Les gardes s'arrêtèrent devant les portes ornées de vitraux représentant deux des déesses les plus puissantes du royaume, la déesse du soleil et la déesse de l'eau. Kit s'était toujours demandé pourquoi les citoyens de leur royaume ne croyaient pas en des dieux mais acceptaient si facilement l'idée que de nombreuses déesses avaient créé le monde entier, même si de nombreux royaumes avaient des rois comme dirigeants. Elle ne questionnait jamais ces enseignements en présence de sa mère, cependant, pas depuis qu'elle avait quatre ans et que sa gouvernante lui avait donné une claque sévère sur le poignet pour l'avoir fait.
« Katrinetta, tu es ravissante comme toujours. » La voix de Remont vibrait légèrement comme s'il était inquiet pour elle. Il prit ses mains dans les siennes.
« Merci, Père », répondit Kit en inclinant légèrement la tête, même si en tant que princesse, elle surpassait de loin le duc devant elle. « Je pensais que tu avais choisi de ne pas venir. »
« Je ne resterai pas, ma chérie », dit-il, ses yeux se plissant aux coins. « Je voulais seulement te voir et te dire combien je t'aime. J'ai toujours été très fier de toi, ma chère, et je veux que tu saches combien je suis heureux de t'avoir comme fille. »
Les doux mots de son père firent monter une larme aux yeux de Kit. Elle avait toujours été proche de son père, malgré l'insistance de sa mère sur le fait qu'il ne servait plus à rien maintenant qu'elle avait un héritier. Lorsqu'elle se pencha pour embrasser sa joue et que ses bras l'entourèrent, Kit se sentit mille fois plus calme qu'elle ne l'avait été depuis des jours, sauf peut-être lors de ces moments volés avec Eli la nuit précédente. Dès qu'elle se détacha, l'anxiété revint, mais au moins elle avait disparu un instant. « Merci. Je t'aime, Père », dit Kit en tenant toujours ses mains.
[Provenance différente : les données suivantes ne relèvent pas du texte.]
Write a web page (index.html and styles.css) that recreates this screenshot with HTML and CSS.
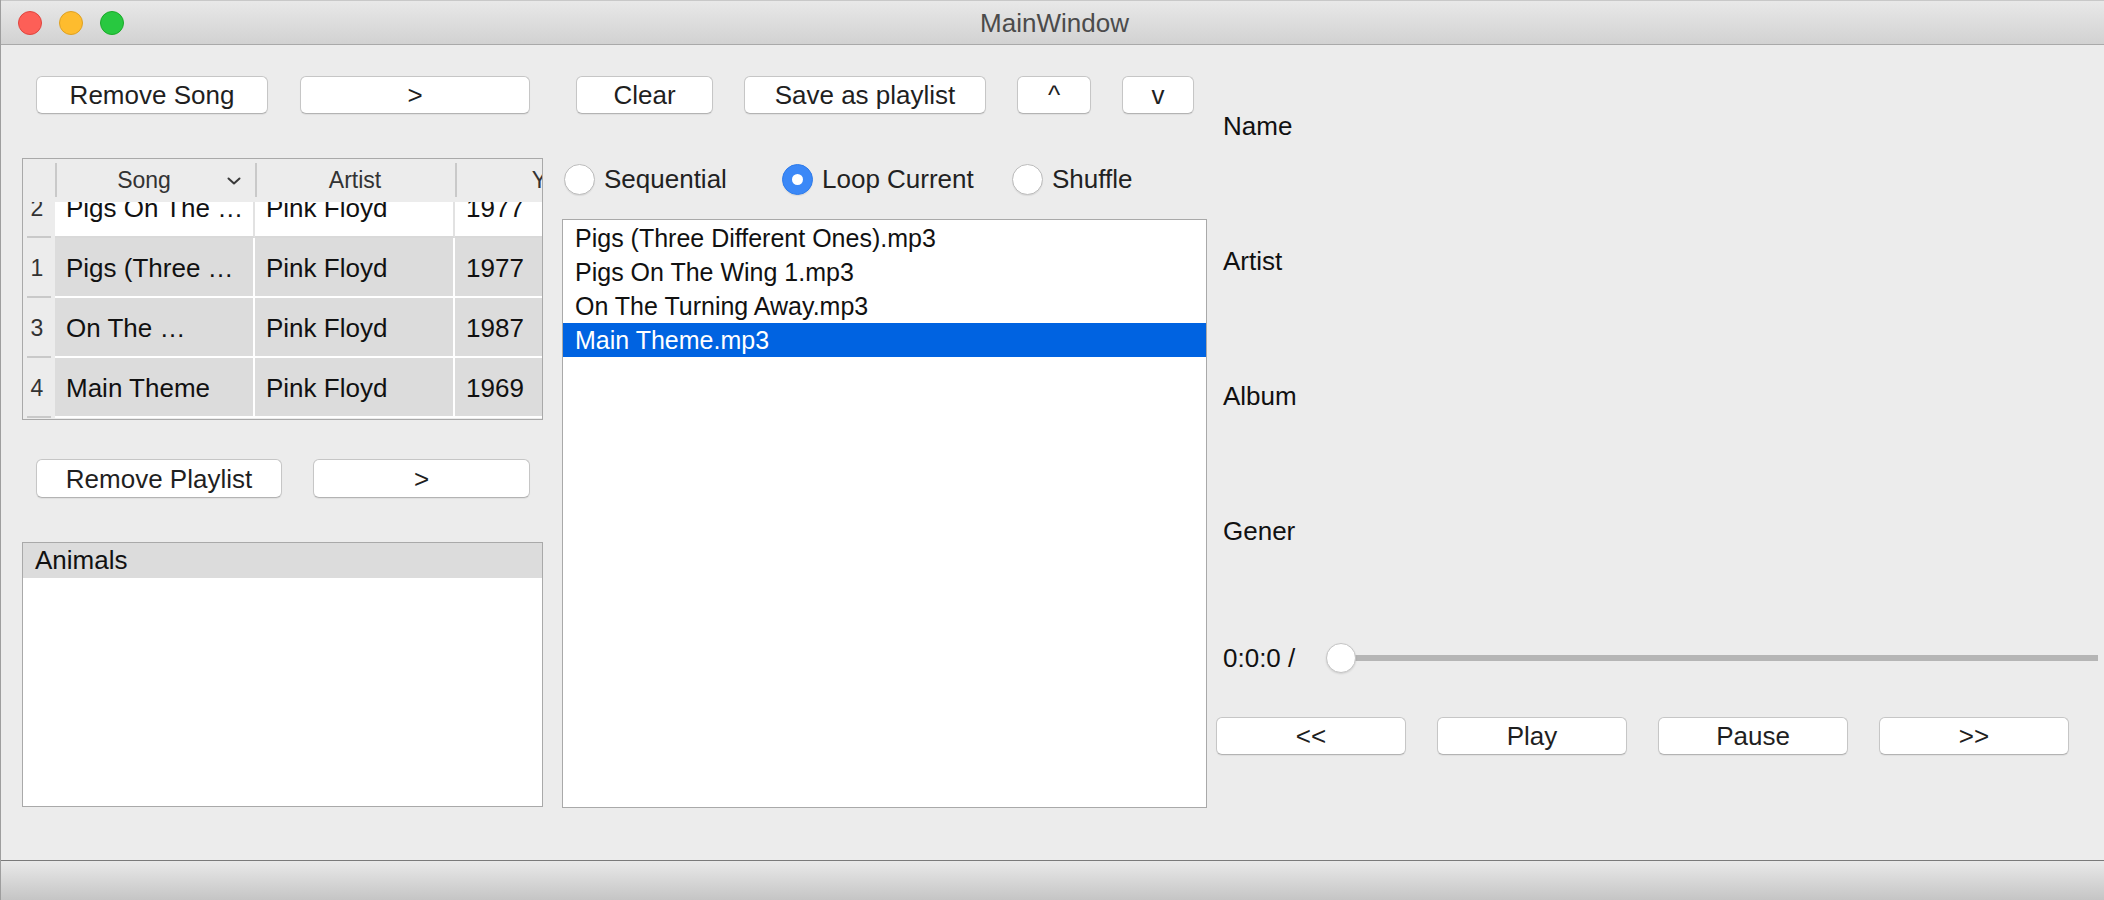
FILE: index.html
```html
<!DOCTYPE html>
<html lang="en">
<head>
<meta charset="utf-8">
<title>MainWindow</title>
<link rel="stylesheet" href="styles.css">
</head>
<body>
<div class="window">
  <header class="titlebar">
    <div class="lights">
      <span class="light red"></span>
      <span class="light yellow"></span>
      <span class="light green"></span>
    </div>
    <div class="title">MainWindow</div>
    <div class="title-spacer"></div>
  </header>

  <main class="content">
    <section class="col-left">
      <div class="btn-row top-row">
        <button class="btn w-remove-song">Remove Song</button>
        <button class="btn w-add-song">&gt;</button>
      </div>

      <div class="table">
        <div class="thead">
          <div class="th th-num"></div>
          <div class="th th-col th-song"><span class="th-label">Song</span><svg class="chev" width="14" height="8" viewBox="0 0 14 8"><polyline points="1.5,1.5 7,6.5 12.5,1.5" fill="none" stroke="#3a3a3a" stroke-width="2" stroke-linecap="round" stroke-linejoin="round"/></svg></div>
          <div class="th th-col"><span class="th-label">Artist</span></div>
          <div class="th th-col"><span class="th-label">Year</span></div>
        </div>
        <div class="tbody">
          <div class="tscroll">
            <div class="tr tr-white">
              <div class="td-num">2</div>
              <div class="td">Pigs On The …</div>
              <div class="td">Pink Floyd</div>
              <div class="td">1977</div>
            </div>
            <div class="tr">
              <div class="td-num">1</div>
              <div class="td">Pigs (Three …</div>
              <div class="td">Pink Floyd</div>
              <div class="td">1977</div>
            </div>
            <div class="tr">
              <div class="td-num">3</div>
              <div class="td">On The …</div>
              <div class="td">Pink Floyd</div>
              <div class="td">1987</div>
            </div>
            <div class="tr">
              <div class="td-num">4</div>
              <div class="td">Main Theme</div>
              <div class="td">Pink Floyd</div>
              <div class="td">1969</div>
            </div>
          </div>
        </div>
      </div>

      <div class="btn-row playlist-row">
        <button class="btn w-remove-pl">Remove Playlist</button>
        <button class="btn w-add-pl">&gt;</button>
      </div>

      <div class="listbox playlists">
        <div class="li li-inactive">Animals</div>
      </div>
    </section>

    <section class="col-mid">
      <div class="btn-row top-row">
        <button class="btn w-clear">Clear</button>
        <button class="btn w-save">Save as playlist</button>
        <button class="btn w-up">^</button>
        <button class="btn w-down">v</button>
      </div>

      <div class="radios">
        <label class="radio"><span class="radio-dot"></span><span>Sequential</span></label>
        <label class="radio"><span class="radio-dot checked"><span class="radio-inner"></span></span><span>Loop Current</span></label>
        <label class="radio"><span class="radio-dot"></span><span>Shuffle</span></label>
      </div>

      <div class="listbox queue">
        <div class="li">Pigs (Three Different Ones).mp3</div>
        <div class="li">Pigs On The Wing 1.mp3</div>
        <div class="li">On The Turning Away.mp3</div>
        <div class="li li-selected">Main Theme.mp3</div>
      </div>
    </section>

    <section class="col-right">
      <div class="info">
        <div class="info-label">Name</div>
        <div class="info-label">Artist</div>
        <div class="info-label">Album</div>
        <div class="info-label">Gener</div>
      </div>
      <div class="time-row">
        <span class="time">0:0:0 /</span>
        <div class="slider"><span class="handle"></span></div>
      </div>
      <div class="btn-row transport">
        <button class="btn w-transport">&lt;&lt;</button>
        <button class="btn w-transport">Play</button>
        <button class="btn w-transport">Pause</button>
        <button class="btn w-transport">&gt;&gt;</button>
      </div>
    </section>
  </main>

  <footer class="statusbar"></footer>
</div>
</body>
</html>
```

FILE: styles.css
```css
* { box-sizing: border-box; }

html, body {
  margin: 0;
  padding: 0;
  width: 2104px;
  height: 900px;
  overflow: hidden;
  background: #ececec;
  font-family: "Liberation Sans", Arial, Helvetica, sans-serif;
  color: #1e1e1e;
}

.window {
  width: 2104px;
  height: 900px;
  display: flex;
  flex-direction: column;
  border-left: 1px solid #9e9e9e;
  background: #ececec;
}

/* ---------- title bar ---------- */
.titlebar {
  height: 45px;
  flex: none;
  display: grid;
  grid-template-columns: 1fr auto 1fr;
  align-items: center;
  background: linear-gradient(#e8e8e8, #d2d2d2);
  border-top: 1px solid #c8c8c8;
  border-bottom: 1px solid #a9a9a9;
}
.lights {
  display: flex;
  gap: 17px;
  padding-left: 17px;
}
.light {
  width: 24px;
  height: 24px;
  border-radius: 50%;
  display: block;
}
.red { background: #fd5f57; border: 1px solid #e0443e; }
.yellow { background: #febc2e; border: 1px solid #dea123; }
.green { background: #28c840; border: 1px solid #1aab29; }
.title {
  font-size: 26px;
  color: #4b4b4b;
  padding-left: 4px;
  padding-top: 2px;
}

/* ---------- content ---------- */
.content {
  flex: 1;
  display: flex;
  min-height: 0;
}

.col-left {
  width: 521px;
  margin-left: 21px;
  padding-top: 31px;
  display: flex;
  flex-direction: column;
}
.col-mid {
  width: 645px;
  margin-left: 19px;
  padding-top: 31px;
  display: flex;
  flex-direction: column;
}
.col-right {
  flex: 1;
  margin-left: 8px;
  padding-top: 66px;
  display: flex;
  flex-direction: column;
}

/* ---------- buttons ---------- */
.btn-row {
  display: flex;
  align-items: center;
}
.top-row { padding-left: 14px; gap: 32px; height: 38px; }
.col-mid .top-row { gap: 31px; }
.playlist-row { padding-left: 14px; gap: 31px; height: 39px; margin-top: 39px; }
.transport { padding-left: 1px; gap: 31px; height: 38px; margin-top: 43px; }

.btn {
  font: inherit;
  font-size: 26px;
  color: #1f1f1f;
  height: 100%;
  background: #fff;
  border: 1px solid #c6c6c6;
  border-bottom-color: #b3b3b3;
  border-radius: 6px;
  box-shadow: 0 1px 1px rgba(0, 0, 0, 0.06);
  padding: 0;
  line-height: 1;
}
.w-remove-song { width: 232px; }
.w-add-song { width: 230px; }
.w-remove-pl { width: 246px; }
.w-add-pl { width: 217px; }
.w-clear { width: 137px; }
.w-save { width: 242px; }
.w-up { width: 74px; }
.w-down { width: 72px; }
.w-transport { width: 190px; }

/* ---------- table ---------- */
.table {
  margin-top: 44px;
  height: 262px;
  border: 1px solid #a9a9a9;
  background: #ececec;
  overflow: hidden;
  display: flex;
  flex-direction: column;
}
.thead {
  height: 43px;
  flex: none;
  display: flex;
  background: #ececec;
}
.th {
  flex: none;
  position: relative;
  font-size: 23px;
  color: #333;
  display: flex;
  align-items: center;
}
.th-num { width: 32px; }
.th-col { width: 200px; justify-content: center; }
.th-col::before {
  content: "";
  position: absolute;
  left: 0;
  top: 4px;
  bottom: 5px;
  width: 2px;
  background: #c9c9c9;
}
.th-song .th-label { flex: 1; text-align: center; padding-left: 6px; }
.chev { margin-right: 14px; flex: none; }

.tbody {
  flex: 1;
  overflow: hidden;
}
.tscroll {
  margin-top: -24px;
}
.tr {
  height: 60px;
  display: flex;
}
.td-num {
  width: 32px;
  flex: none;
  position: relative;
  background: #ececec;
  font-size: 23px;
  color: #333;
  display: flex;
  align-items: center;
  justify-content: center;
  padding-right: 4px;
}
.td-num::after {
  content: "";
  position: absolute;
  left: 4px;
  right: 4px;
  bottom: 0;
  height: 2px;
  background: #c9c9c9;
}
.td {
  width: 200px;
  flex: none;
  background: #dcdcdc;
  border-right: 2px solid #fff;
  border-bottom: 2px solid #fff;
  font-size: 26px;
  color: #111;
  padding-left: 11px;
  padding-top: 2px;
  display: flex;
  align-items: center;
  white-space: nowrap;
  overflow: hidden;
}
.tr-white .td {
  background: #fff;
  border-right-color: #e2e2e2;
  border-bottom-color: #d9d9d9;
}

/* ---------- list boxes ---------- */
.listbox {
  background: #fff;
  border: 1px solid #a9a9a9;
  padding-top: 1px;
}
.playlists {
  margin-top: 44px;
  height: 265px;
  padding-top: 0;
}
.queue {
  margin-top: 24px;
  height: 589px;
}
.li {
  height: 34px;
  line-height: 34px;
  padding-left: 12px;
  font-size: 25px;
  color: #111;
  white-space: nowrap;
}
.li-selected {
  background: #0063e1;
  color: #fff;
}
.li-inactive {
  background: #dcdcdc;
  height: 35px;
  line-height: 35px;
  font-size: 26px;
}

/* ---------- radios ---------- */
.radios {
  margin-top: 49px;
  height: 32px;
  display: grid;
  grid-template-columns: 218px 230px auto;
  padding-left: 2px;
}
.radio {
  display: flex;
  align-items: center;
  gap: 9px;
  font-size: 26px;
  color: #222;
}
.radio-dot {
  width: 31px;
  height: 31px;
  flex: none;
  border-radius: 50%;
  background: #fff;
  border: 1px solid #bcbcbc;
  box-shadow: 0 1px 1px rgba(0, 0, 0, 0.08);
  display: flex;
  align-items: center;
  justify-content: center;
}
.radio-dot.checked {
  background: #3b88f7;
  border-color: #2f7ceb;
}
.radio-inner {
  width: 11px;
  height: 11px;
  border-radius: 50%;
  background: #fff;
}

/* ---------- right panel ---------- */
.info {
  display: flex;
  flex-direction: column;
  gap: 105px;
  padding-left: 8px;
}
.info-label {
  font-size: 26px;
  line-height: 30px;
  color: #111;
}
.time-row {
  margin-top: 96px;
  height: 32px;
  display: flex;
  align-items: center;
  gap: 31px;
  padding-left: 8px;
  padding-right: 6px;
}
.time {
  font-size: 26px;
  color: #111;
  white-space: nowrap;
}
.slider {
  flex: 1;
  height: 31px;
  display: flex;
  align-items: center;
  background-image: linear-gradient(#b5b5b5, #b5b5b5);
  background-repeat: no-repeat;
  background-size: calc(100% - 15px) 6px;
  background-position: 15px center;
  border-radius: 3px;
}
.handle {
  width: 30px;
  height: 30px;
  border-radius: 50%;
  background: #fff;
  border: 1px solid #c4c4c4;
  box-shadow: 0 1px 2px rgba(0, 0, 0, 0.12);
}

/* ---------- status bar ---------- */
.statusbar {
  height: 40px;
  flex: none;
  border-top: 1px solid #7a7a7a;
  background: linear-gradient(#e9e9e9, #c5c5c5);
}
```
« Je t'aime, ma Princesse. Maintenant, va accomplir ton destin. » Il leva sa main à ses lèvres et l'embrassa avant de lui sourire agréablement et de se tourner pour partir. Kit était certaine d'avoir vu une larme dans ses yeux et se demanda s'il pensait à la petite fille qui s'asseyait sur ses genoux et écoutait des histoires il n'y a pas si longtemps. Elle ne pouvait imaginer à quel point il devait être difficile pour lui de la voir passer par cette cérémonie, bien que ce ne soit que le début. Mais en tant qu'homme, il avait très peu de pouvoir sur ce qui se passait dans le royaume et ne pouvait certainement rien faire pour empêcher le Proem de continuer.
Et Kit non plus.
Avec un profond soupir, elle suivit les soldats dans la chapelle. Toute la cour était assemblée là. Cependant, les yeux de Kit se fixèrent sur la table au centre du dais, et elle ne pouvait plus rien voir d'autre. Là, c'était le lit sur lequel elle s'allongerait pendant que le Proem serait complété. Il ressemblait beaucoup aux lits médicaux utilisés à l'infirmerie, sauf qu'il était drapé de blanc, et au bas, une abondance de longs draps pendait au bout, soutenus par des poutres qui montaient et passaient au-dessus du milieu et de la fin de la table. Une fois que sa mère aurait dit quelques mots, elle s'allongerait et glisserait jusqu'au bout de la table, où il y aurait une ouverture juste assez large pour que le médecin, ou dans ce cas, son suppléant, puisse passer sous les draps et compléter la procédure. En supposant qu'il soit correctement préparé, cela ne devrait prendre qu'un instant, et pourtant, alors que Kit se tenait en arrière et observait la scène, elle avait l'impression de se mouvoir au ralenti.